Rechtlich sind Hausboote verboten
Und zwar sowohl auf Schweizer, Österreichischer und Deutscher Seite. Geregelt ist das Verbot von Wohnbooten einheitlich in der Bodensee-Schifffahrtsordnung. Schon auf dem Papier nicht zugelassen sind demnach „Fahrzeuge, die nach ihrer Bau- oder Betriebsart oder nach ihrer Ausstattung überwiegend für Wohnzwecke bestimmt sind“.

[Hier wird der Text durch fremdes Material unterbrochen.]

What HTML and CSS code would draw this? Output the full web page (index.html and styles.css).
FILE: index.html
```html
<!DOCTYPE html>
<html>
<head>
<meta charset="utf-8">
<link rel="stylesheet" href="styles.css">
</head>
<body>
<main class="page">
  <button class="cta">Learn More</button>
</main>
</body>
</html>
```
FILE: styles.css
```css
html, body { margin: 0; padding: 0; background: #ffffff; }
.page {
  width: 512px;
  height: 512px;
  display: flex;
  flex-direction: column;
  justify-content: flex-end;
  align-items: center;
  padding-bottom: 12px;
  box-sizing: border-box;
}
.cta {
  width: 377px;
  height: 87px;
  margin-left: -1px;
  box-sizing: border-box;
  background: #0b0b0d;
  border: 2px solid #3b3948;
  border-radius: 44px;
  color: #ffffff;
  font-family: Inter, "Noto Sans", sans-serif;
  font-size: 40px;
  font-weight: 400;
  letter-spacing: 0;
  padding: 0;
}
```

Wie viel kostet überhaupt ein Hausboot?
Auf einem Hausboot zu wohnen hat finanzielle Vor- und Nachteile. Der Grundstückspreis entfällt, denn ein Hausboot gilt nicht als Immobilie, sondern als bewegliches Wirtschaftsgut. Dementsprechend kann es sogar steuerlich abgeschrieben werden. Allerdings nur, wenn man sich damit auch bewegt und nur für ein paar Stunden oder Tage anlegt.
Für fest am Ufer liegende Hausboote benötigt man eine Baugenehmigung. Da wird es dann eher teurer als auf dem Festland. Sowohl das Genehmigungsverfahren als auch die Erschließung sind deutlich aufwendiger als bei einem Einfamilienhaus im Neubaugebiet. Anschlüsse für Strom, Wasser und Gas sowie den Zugang über einen Steg muss der Bauherr selbst zahlen.
Die Liegeplätze in den Grachten Amsterdams etwa sind heiß begehrt und in zentralen Lagen auch sehr teuer.
Auch die Kosten für ein modernes Hausboot selbst lassen sich durchaus mit denen für ein Einfamilienhaus in Konstanz vergleichen. Das Modell Müthos von Thomas Münch etwa kostet 550.000 Euro, mit Elektromotor 600.000 Euro.
Ausstatten lässt sich ein Hausboot fast wie ein Eigenheim am Land: Mit Fußbodenheizung, Badewanne, Kamin. So beispielsweise sieht das Bad im Hausboot von Charles McLaren in London aus.
Es gibt sogar Objekte mit Sauna oder Fahrradgarage. „Nach oben“, sagt der Stuttgarter Hausboot-Entwickler Thomas Münch, „sind fast keine Grenzen gesetzt“.